Wie aber zeigt eine Verwaltung, dass sie die Zeichen der Zeit verstanden hat und nicht bei der Erfüllung wichtiger Quoten stehen bleiben will? Hier ist es gut, dass Evelyn Koch als Gleichstellungsbeauftragte noch einen zweiten Aufgabenbereich abzudecken hat, die Vereinbarkeit von Familie und Beruf. Viele Stellschrauben sind denkbar. Arbeitsorte können flexibler gehandhabt werden, Arbeitszeiten ebenso. Moderne Technik macht neue Formen des Miteinanders in den Ämtern möglich. Und dann, so steht es im Gleichstellungsplan für die nächsten fünf Jahre, sollten sich nicht nur Frauen angesprochen fühlen. Denn gerade das Thema Teilzeit könnten mehr Männer entdecken, wenn sie sich denn verstärkt für Aufgaben im familiären Umfeld zuständig fühlen würden. So kann Evelyn Koch in ihrem Berichtsteil feststellen: „Teilzeit bleibt bislang eine Frauensache.“ In Zahlen: 122 Frauen in Teilzeit stehen in der Herdecker Verwaltung nur 23 Männer in Teilzeit gegenüber. Vor allem Frauen mit Kindern üben nach der Elternzeit eine Teilzeitbeschäftigung aus. Erkanntes Übel insbesondere bei Führungspositionen: Die mit diesen Positionen verbundene Präsenz-Erwartung.

Ein klares Ungleichgewicht gibt es nicht nur bei der Teilzeit, um noch einmal zum Geschlechterverhältnis bei den Stellen zurück zu kommen.
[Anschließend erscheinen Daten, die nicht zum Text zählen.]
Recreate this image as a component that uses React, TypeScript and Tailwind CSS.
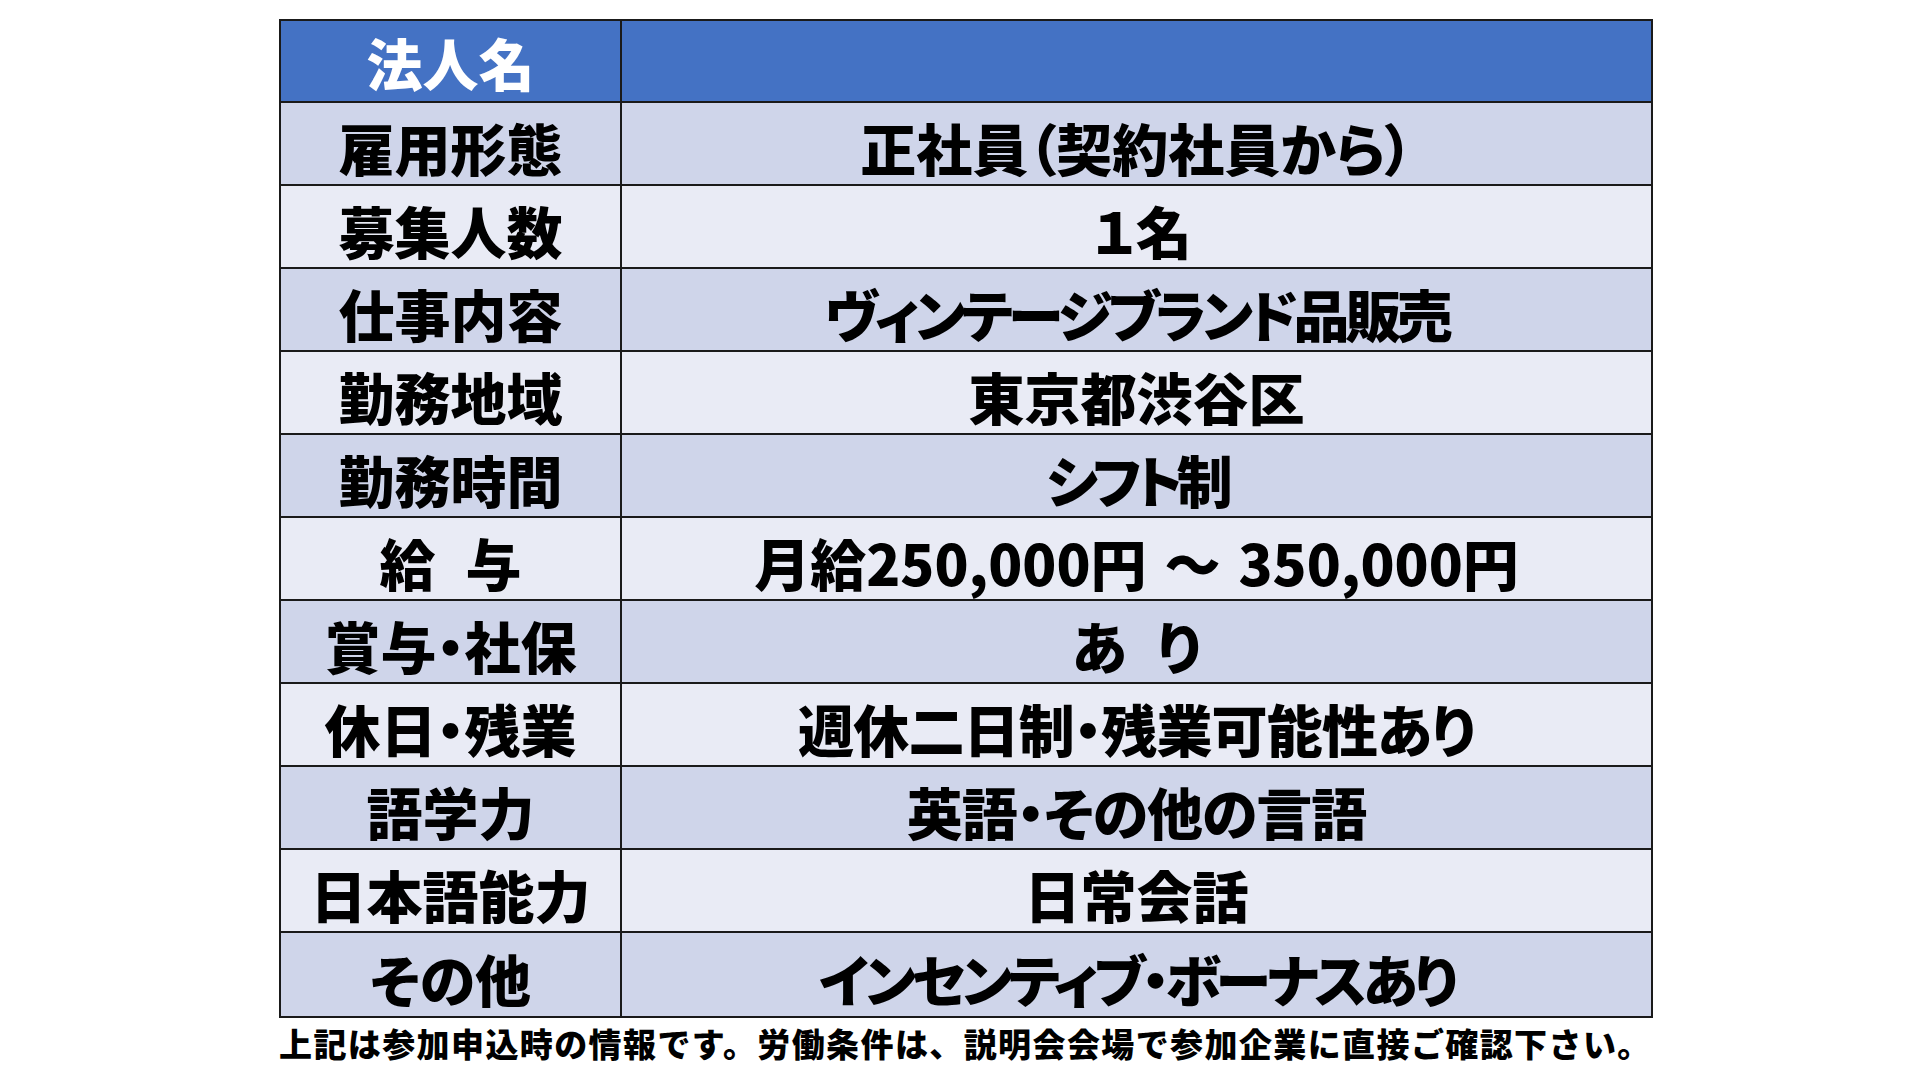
import React from "react";

type Row = { k: React.ReactNode; v: React.ReactNode; vc?: string };

const Gap = () => <span className="inline-block w-[30px]" />;

const rows: Row[] = [
  { k: "雇用形態", v: "正社員（契約社員から）" },
  { k: "募集人数", v: <>１<span className="inline-block w-[4px]" />名</>, vc: "tracking-[-4px] pl-[8px]" },
  { k: "仕事内容", v: "ヴィンテージブランド品販売", vc: "tracking-[-4.4px]" },
  { k: "勤務地域", v: "東京都渋谷区" },
  { k: "勤務時間", v: "シフト制", vc: "tracking-[-5.8px]" },
  { k: <>給<Gap />与</>, v: <>月給250,000円<span className="inline-block w-[18px]" />～<span className="inline-block w-[18px]" />350,000円</> },
  { k: "賞与・社保", v: <>あ<Gap />り</> },
  { k: "休日・残業", v: "週休二日制・残業可能性あり", vc: "tracking-[-0.8px]" },
  { k: "語学力", v: "英語・その他の言語", vc: "tracking-[-1px]" },
  { k: "日本語能力", v: "日常会話" },
  { k: "その他", v: "インセンティブ・ボーナスあり", vc: "tracking-[-4.1px]" },
];

export default function App() {
  return (
    <div className="w-[1920px] h-[1080px] bg-white overflow-hidden font-['Noto_Sans_CJK_JP','Noto_Sans_CJK_SC',sans-serif]">
      <div className="pl-[279px] pt-[19px]">
        <div className="w-[1374px] border-2 border-[#1a1a1a] grid grid-cols-[341px_1fr] [font-feature-settings:'palt']">
          <div className="h-[82px] bg-[#4472C4] border-r-2 border-b-2 border-[#1a1a1a] flex items-center justify-center text-white text-[56px] font-black leading-none pt-[2px]">
            法人名
          </div>
          <div className="h-[82px] bg-[#4472C4] border-b-2 border-[#1a1a1a]" />
          {rows.map((r, i) => {
            const last = i === rows.length - 1;
            const bg = i % 2 === 0 ? "bg-[#CFD5EA]" : "bg-[#E9EBF5]";
            return (
              <React.Fragment key={i}>
                <div
                  className={`${bg} h-[83px] border-r-2 border-[#1a1a1a] ${last ? "h-[81px]" : "border-b-2"} flex items-center justify-center text-black text-[56px] font-black leading-none pt-[6px] whitespace-pre`}
                >
                  {r.k}
                </div>
                <div
                  className={`${bg} h-[83px] border-[#1a1a1a] ${last ? "h-[81px]" : "border-b-2"} flex items-center justify-center text-black text-[56px] font-black leading-none pt-[6px] whitespace-pre ${r.vc ?? ""}`}
                >
                  {r.v}
                </div>
              </React.Fragment>
            );
          })}
        </div>
        <div className="mt-[9px] text-[33px] font-black leading-none text-black whitespace-nowrap tracking-[1.4px]">
          上記は参加申込時の情報です。労働条件は、説明会会場で参加企業に直接ご確認下さい。
        </div>
      </div>
    </div>
  );
}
Bei der Haustechnik kommen die Frauen aktuell auf einen Anteil von 11 Prozent. Bei der Feuerwehr liegt der Anteil der Frauen bei 13 Prozent. Bei den Technischen Betrieben kommen sie auf 19 Prozent. Da nimmt sich der Anteil der Frauen im Herdecker Rat, der seit der letzten Kommunalwahl bei 36 Prozent liegt, plötzlich geradezu vorbildlich aus.

Junge Kräfte locken

Mit Geschlechtergerechtigkeit will die Stadt Herdecke junge Menschen für den Verwaltungsberuf begeistern.
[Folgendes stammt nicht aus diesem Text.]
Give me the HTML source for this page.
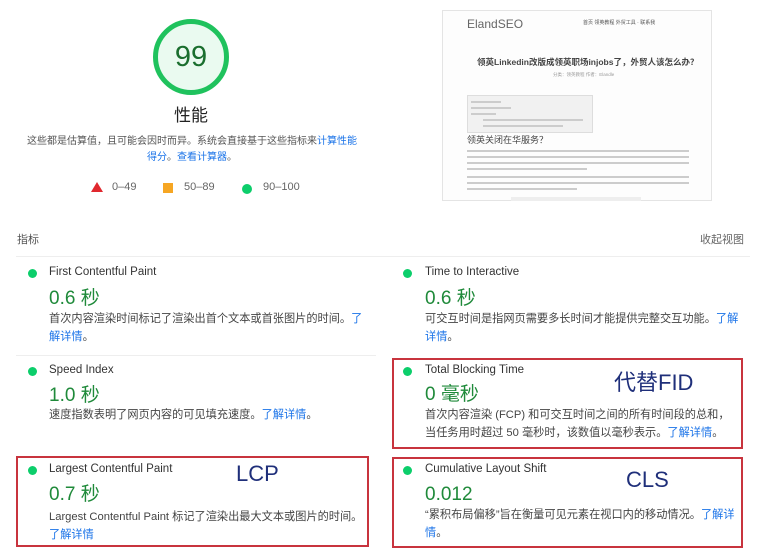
<!DOCTYPE html>
<html><head><meta charset="utf-8"><style>
*{margin:0;padding:0;box-sizing:border-box}
body{width:768px;height:556px;background:#fff;position:relative;overflow:hidden;font-family:"Liberation Sans","Noto Sans CJK SC",sans-serif;color:#333}
.a{position:absolute;white-space:nowrap;line-height:1.2}
.t{font-size:11.5px;color:#333}
.v{font-size:19px;color:#1f8a3a}
.d{font-size:11.2px;color:#444;line-height:18px}
.l{color:#1a73e8}
.dot{position:absolute;width:9px;height:9px;border-radius:50%;background:#0cce6b}
.box{position:absolute;border:2px solid #c8343e}
.big{font-size:22px;color:#1f2f7a}
.sep{position:absolute;height:1px;background:#eee}
.sl{position:absolute;height:2px;background:#ccc}
</style></head><body>
<div style="position:absolute;left:153px;top:19px;width:76px;height:76px;border-radius:50%;border:5px solid #1fc25d;background:#eafaf0"></div>
<div class="a" style="left:153px;top:40px;width:76px;text-align:center;font-size:29px;color:#1a6e2e">99</div>
<div class="a" style="left:153px;top:106px;width:76px;text-align:center;font-size:17px;color:#222">性能</div>
<div class="a" style="left:0;top:134px;width:384px;text-align:center;font-size:10px;color:#555;line-height:16px">这些都是估算值，且可能会因时而异。系统会直接基于这些指标来<span class="l">计算性能</span><br><span class="l">得分</span>。<span class="l">查看计算器</span>。</div>
<div class="a" style="left:91px;top:182px;width:0;height:0;border-left:6px solid transparent;border-right:6px solid transparent;border-bottom:10px solid #e0282e"></div>
<div class="a" style="left:112px;top:181px;font-size:11px;color:#666">0–49</div>
<div class="a" style="left:163px;top:183px;width:10px;height:10px;background:#f6a623"></div>
<div class="a" style="left:184px;top:181px;font-size:11px;color:#666">50–89</div>
<div class="dot" style="left:242px;top:184px;width:10px;height:10px"></div>
<div class="a" style="left:263px;top:181px;font-size:11px;color:#666">90–100</div>

<div style="position:absolute;left:442px;top:10px;width:270px;height:191px;border:1px solid #e4e4e4;background:#fdfdfd">
<div class="a" style="left:24px;top:6px;font-size:12px;color:#666">ElandSEO</div>
<div class="a" style="left:140px;top:9px;font-size:5px;color:#555">首页 领英教程 外贸工具 · 联系我</div>
<div class="a" style="left:34px;top:46px;font-size:8.5px;color:#444;font-weight:bold">领英Linkedin改版成领英职场injobs了，外贸人该怎么办？</div>
<div class="a" style="left:110px;top:61px;font-size:4.5px;color:#999">分类：领英教程 作者：Elandle</div>
<div style="position:absolute;left:24px;top:84px;width:126px;height:38px;background:#f1f1f1;border:1px solid #ddd"></div>
<div class="sl" style="left:28px;top:90px;width:30px"></div>
<div class="sl" style="left:28px;top:96px;width:40px"></div>
<div class="sl" style="left:28px;top:102px;width:25px"></div>
<div class="sl" style="left:40px;top:108px;width:100px"></div>
<div class="sl" style="left:40px;top:114px;width:80px"></div>
<div class="a" style="left:24px;top:124px;font-size:9px;color:#444">领英关闭在华服务？</div>
<div class="sl" style="left:24px;top:139px;width:222px"></div>
<div class="sl" style="left:24px;top:145px;width:222px"></div>
<div class="sl" style="left:24px;top:151px;width:222px"></div>
<div class="sl" style="left:24px;top:157px;width:120px"></div>
<div class="sl" style="left:24px;top:165px;width:222px"></div>
<div class="sl" style="left:24px;top:171px;width:222px"></div>
<div class="sl" style="left:24px;top:177px;width:110px"></div>
<div style="position:absolute;left:68px;top:186px;width:130px;height:4px;background:#eee"></div>
</div>

<div class="a" style="left:17px;top:234px;font-size:11px;color:#555">指标</div>
<div class="a" style="left:700px;top:234px;font-size:11px;color:#666">收起视图</div>
<div class="sep" style="left:16px;top:256px;width:734px"></div>

<div class="dot" style="left:28px;top:269px"></div>
<div class="a t" style="left:49px;top:266px">First Contentful Paint</div>
<div class="a v" style="left:49px;top:288px">0.6 秒</div>
<div class="a d" style="left:49px;top:310px">首次内容渲染时间标记了渲染出首个文本或首张图片的时间。<span class="l">了</span><br><span class="l">解详情</span>。</div>
<div class="sep" style="left:16px;top:355px;width:360px"></div>

<div class="dot" style="left:28px;top:367px"></div>
<div class="a t" style="left:49px;top:364px">Speed Index</div>
<div class="a v" style="left:49px;top:385px">1.0 秒</div>
<div class="a d" style="left:49px;top:406px">速度指数表明了网页内容的可见填充速度。<span class="l">了解详情</span>。</div>

<div class="box" style="left:16px;top:456px;width:353px;height:91px"></div>
<div class="dot" style="left:28px;top:466px"></div>
<div class="a t" style="left:49px;top:463px">Largest Contentful Paint</div>
<div class="a big" style="left:236px;top:461px">LCP</div>
<div class="a v" style="left:49px;top:484px">0.7 秒</div>
<div class="a d" style="left:49px;top:508px">Largest Contentful Paint 标记了渲染出最大文本或图片的时间。<br><span class="l">了解详情</span></div>

<div class="dot" style="left:403px;top:269px"></div>
<div class="a t" style="left:425px;top:266px">Time to Interactive</div>
<div class="a v" style="left:425px;top:288px">0.6 秒</div>
<div class="a d" style="left:425px;top:310px">可交互时间是指网页需要多长时间才能提供完整交互功能。<span class="l">了解</span><br><span class="l">详情</span>。</div>

<div class="box" style="left:392px;top:358px;width:351px;height:91px"></div>
<div class="dot" style="left:403px;top:367px"></div>
<div class="a t" style="left:425px;top:364px">Total Blocking Time</div>
<div class="a big" style="left:614px;top:370px">代替FID</div>
<div class="a v" style="left:425px;top:384px">0 毫秒</div>
<div class="a d" style="left:425px;top:406px">首次内容渲染 (FCP) 和可交互时间之间的所有时间段的总和，<br>当任务用时超过 50 毫秒时，该数值以毫秒表示。<span class="l">了解详情</span>。</div>

<div class="box" style="left:392px;top:457px;width:351px;height:91px"></div>
<div class="dot" style="left:403px;top:466px"></div>
<div class="a t" style="left:425px;top:463px">Cumulative Layout Shift</div>
<div class="a big" style="left:626px;top:467px">CLS</div>
<div class="a v" style="left:425px;top:484px">0.012</div>
<div class="a d" style="left:425px;top:506px">“累积布局偏移”旨在衡量可见元素在视口内的移动情况。<span class="l">了解详</span><br><span class="l">情</span>。</div>
</body></html>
Moderne Arbeitszeitmodelle sollen dabei Karriere auch möglich machen, wenn Kinder zu betreuen oder ältere Familienmitglieder zu pflegen sind.

Der digitale Wandel wird dabei als Chance begriffen, flexibel auf Wünsche der Beschäftigten zu reagieren.

Das geschieht vor dem Hintergrund starker Konkurrenz.